An emphasis on English history

Batman’s emphasis on ‘Bartholomew Glantvyle’ at start and finish of the work combines with numerous added references to England and matters English to give the impression that the assumed Englishness and gentility of the original author are important to him, and that he expects his readers to consider them important also. At the end of his printed version of Bartholomew’s chapter on Britain, Batman adds a lengthy extract from the Thesaurus linguae Romae & Britannicae (1565) by Thomas Cooper, English bishop, lexicographer, physician and writer.[46] He does not say why, but we can assume that Cooper, as part of the pro-Parker network of church reformers and supporters of the Elizabethan Settlement, was for Batman a more reliable proponent of British history than Bartholomew. In this extract Cooper lays out the debate over the nation’s origins, first stating that there ‘is yet no certain determination’ of the naming of the island since ‘the olde Britaine bookes (such as were)’ had been destroyed by the Saxons; any works by Roman or other writers on the subject ‘are utterly perished’. The History of Gildas ‘the Briton’ cannot be found; Bede can be discounted; even Julius Caesar, while ‘an excellent Prince, and also a great learned man’, could not discover the origins of the native people. It was, however, called Albion by some, ‘that is to saye, more happie or richer’. If there is any writer earlier than Geoffrey of Monmouth or Bede to contest this view, he says, ‘to such will I gladlye give place’. Cooper cites John Stowe’s description of England on the nation’s four peoples — the English, Scots, Welsh and Cornish — saying: ‘All they, either in language, condition, or lawes, doe differ among themselves.’
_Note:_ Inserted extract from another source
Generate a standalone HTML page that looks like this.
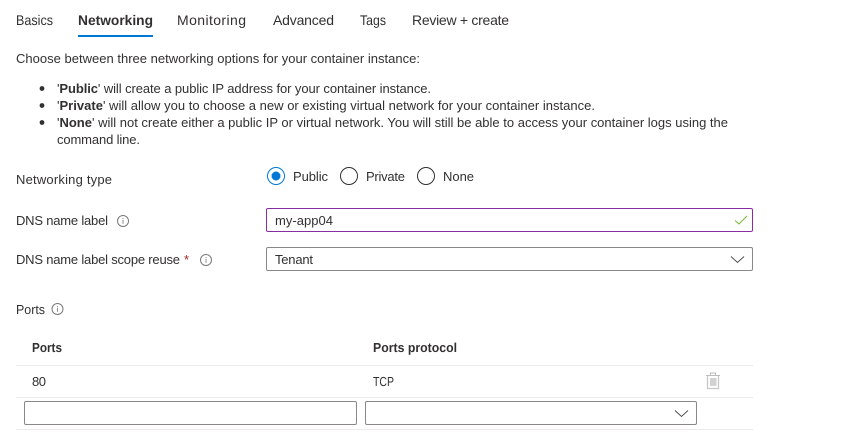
<!DOCTYPE html>
<html lang="en">
<head>
<meta charset="utf-8">
<title>Networking</title>
<style>
html,body{margin:0;padding:0;background:#fff;width:846px;height:441px;overflow:hidden}
svg{display:block;position:absolute;left:0;top:0}
text{font-family:"Liberation Sans",Arial,sans-serif;font-size:13px;fill:#323130}
.b{font-weight:bold}
.t{font-size:14px}
.g{text-rendering:geometricPrecision}
</style>
</head>
<body>
<svg width="846" height="441" viewBox="0 0 846 441" xmlns="http://www.w3.org/2000/svg">
<rect width="846" height="441" fill="#fff"/>
<!-- tabs -->
<text x="16" y="25" textLength="37" lengthAdjust="spacingAndGlyphs" class="t g">Basics</text>
<text x="78" y="25" textLength="75" lengthAdjust="spacingAndGlyphs" class="t b g">Networking</text>
<text x="177" y="25" textLength="69" class="t">Monitoring</text>
<text x="273" y="25" textLength="61" class="t">Advanced</text>
<text x="360" y="25" textLength="26" lengthAdjust="spacingAndGlyphs" class="t g">Tags</text>
<text x="412" y="25" textLength="97" class="t">Review + create</text>
<rect x="78" y="35" width="75" height="2" fill="#0078d4"/>
<!-- intro -->
<text x="16" y="63" textLength="404">Choose between three networking options for your container instance:</text>
<circle cx="42" cy="88.5" r="2.4" fill="#323130"/>
<circle cx="42" cy="105.5" r="2.4" fill="#323130"/>
<circle cx="42" cy="122.5" r="2.4" fill="#323130"/>
<text x="57" y="93" textLength="374">'<tspan class="b">Public</tspan>' will create a public IP address for your container instance.</text>
<text x="57" y="110" textLength="538">'<tspan class="b">Private</tspan>' will allow you to choose a new or existing virtual network for your container instance.</text>
<text x="57" y="127" textLength="671">'<tspan class="b">None</tspan>' will not create either a public IP or virtual network. You will still be able to access your container logs using the</text>
<text x="57" y="144" textLength="83">command line.</text>
<!-- labels -->
<text x="16" y="184" textLength="96">Networking type</text>
<text x="16" y="225" textLength="92">DNS name label</text>
<text x="16" y="264" textLength="164">DNS name label scope reuse</text>
<text x="184" y="264" style="fill:#a4262c">*</text>
<text x="16" y="314" textLength="29" lengthAdjust="spacingAndGlyphs" class="g">Ports</text>
<!-- info icons -->
<g fill="none" stroke="#7a7a7a" stroke-width="1">
<circle cx="123" cy="221" r="5.5"/>
<circle cx="206" cy="260" r="5.5"/>
<circle cx="57.5" cy="309" r="5.5"/>
</g>
<g fill="#8f8f8f">
<rect x="122.5" y="219.8" width="1" height="4"/><rect x="122.5" y="218" width="1" height="1"/>
<rect x="205.5" y="258.8" width="1" height="4"/><rect x="205.5" y="257" width="1" height="1"/>
<rect x="57" y="307.8" width="1" height="4"/><rect x="57" y="306" width="1" height="1"/>
</g>
<!-- radios -->
<circle cx="276" cy="176" r="8.5" fill="#fff" stroke="#0078d4" stroke-width="1"/>
<circle cx="276" cy="176" r="4.5" fill="#0078d4"/>
<text x="293" y="181" textLength="35">Public</text>
<circle cx="349" cy="176" r="8.5" fill="#fff" stroke="#323130" stroke-width="1"/>
<text x="366" y="181" textLength="39">Private</text>
<circle cx="426" cy="176" r="8.5" fill="#fff" stroke="#323130" stroke-width="1"/>
<text x="443" y="181" textLength="31">None</text>
<!-- DNS input -->
<rect x="266.5" y="208.5" width="486" height="23" rx="1.5" fill="#fff" stroke="#8a2da5" stroke-width="1"/>
<text x="275" y="225" textLength="58">my-app04</text>
<path d="M735 220.5l4 3.5 8-8" fill="none" stroke="#7fba3c" stroke-width="1.1"/>
<!-- scope select -->
<rect x="266.5" y="247.5" width="486" height="23" rx="1.5" fill="#fff" stroke="#8a8886" stroke-width="1"/>
<text x="275" y="264" textLength="38">Tenant</text>
<path d="M731 256.5l6.5 6 6.5-6" fill="none" stroke="#505050" stroke-width="1"/>
<!-- table -->
<text x="32" y="352" textLength="30" lengthAdjust="spacingAndGlyphs" class="b g">Ports</text>
<text x="373" y="352" textLength="84" lengthAdjust="spacingAndGlyphs" class="b g">Ports protocol</text>
<rect x="16" y="365" width="737" height="1" fill="#edebe9"/>
<text x="32" y="386" textLength="14">80</text>
<text x="373" y="386" textLength="21" lengthAdjust="spacingAndGlyphs" class="g">TCP</text>
<rect x="16" y="397" width="737" height="1" fill="#edebe9"/>
<rect x="24.5" y="401.5" width="332" height="23" rx="1.5" fill="#fff" stroke="#8a8886" stroke-width="1"/>
<rect x="365.5" y="401.5" width="331" height="23" rx="1.5" fill="#fff" stroke="#8a8886" stroke-width="1"/>
<path d="M675 410.5l6.5 6 6.5-6" fill="none" stroke="#505050" stroke-width="1"/>
<rect x="16" y="429" width="737" height="1" fill="#edebe9"/>
<!-- trash -->
<g fill="none" stroke="#bdbdbd" stroke-width="1">
<path d="M706 375.5h14"/>
<path d="M710.5 375v-2h5v2"/>
</g>
<path d="M707.5 376v12.500h11V376" fill="none" stroke="#c8c8c8" stroke-width="1.3"/>
<rect x="710" y="378" width="6.5" height="8" fill="#d2d2d2"/>
</svg>
</body>
</html>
Cooper is not a supporter of the legend of Brutus’ foundation of Britain. He states that since the Trojans were treacherous and condoned the adultery of Paris and Helen, the Trojan Brutus is merely ‘a vaine Fable’: ‘Yet this follye is founde almost in all people, which contend to have their Progenitours come first from Troy: which fantasie maye well be laughed at among wise men.’ He had always thought it would be more honourable to have received the first name from admixture with ‘the most wise and valiant people of Greece, vanquishers and subduers of Troians’. He concedes, however, that England’s origins lay with Brutus, and cites the firm opinion of Thomas Lanquet, his contemporary and source, that England was uninhabited when Brutus arrived. After Brutus, his son Locrine ruled England, Camber took Wales and Albanact became king of Scotland. Cooper does not mention the legend of Albina and her giant brood. Batman inserts Cooper’s historical account without further comment. However, he does add an account, taken from Lanquet, of the Scots as formerly savage, cruel and cannibalistic, concluding that on the whole they are now ‘tractable inough with good governement’.[47] Batman's own interest in pre-Norman English history comes across in comments and additions. To the chapter on Normandy, he adds: ‘The people and inhabitants of this Province or countrie were the last that with William Duke of Normandy, subdued England.’[48] On Saxony, he says: ‘After the time of Arthur king of Britaine, the Saxons greatly molested the Britons, and helde them in subiection, a long time.’[49] Here he cites Polydore Vergil, perhaps for the sake of a good story:

Polidorus Virgilius, in his eyght booke of the histories of Englande, maketh mention of Emma, mother of Edwarde, the seconde King of Englande, beeing uniustlye accused by Goodwyn, which after manye attempted iniuryes, ceased not to accuse hir of adulterye, with the Bishop of Winchester … the Queene in open view cast her selfe into a great fire.[50]

Batman privileges Thomas Cooper, a supporter of Parker and the English Settlement; on the other hand, he makes a point of dismissing a discredited Catholic work on martyrs published in 1526, Martiloge in englysshe after the use of Salisbury, a translation from Latin by Richard Whitford, a brother of the Brigittine monastery of Syon. In Book 5, chapter vii on blood, Batman notes with asperity that ‘Martiloge, was a booke of all the dedication of saints, and Englished by Richard Whitford, Priest, and brother of Syon, by Richmond, a fond booke’.[51] One might expect to find, but does not, references to churchmen such as Richard Hooker (d.1600) or John Jewel (d.1571) now considered of note.[52] It is hard to believe that Batman did not know of their work but impossible to discern the personal or political nuances that might have caused him to omit them. He does on the other hand refer to a more obscure churchman, William Alley, Bishop of Exeter, to support a lengthy and hostile account of the life of Mahomet which he adds on to Bartholomew’s chapter on Greece.[53]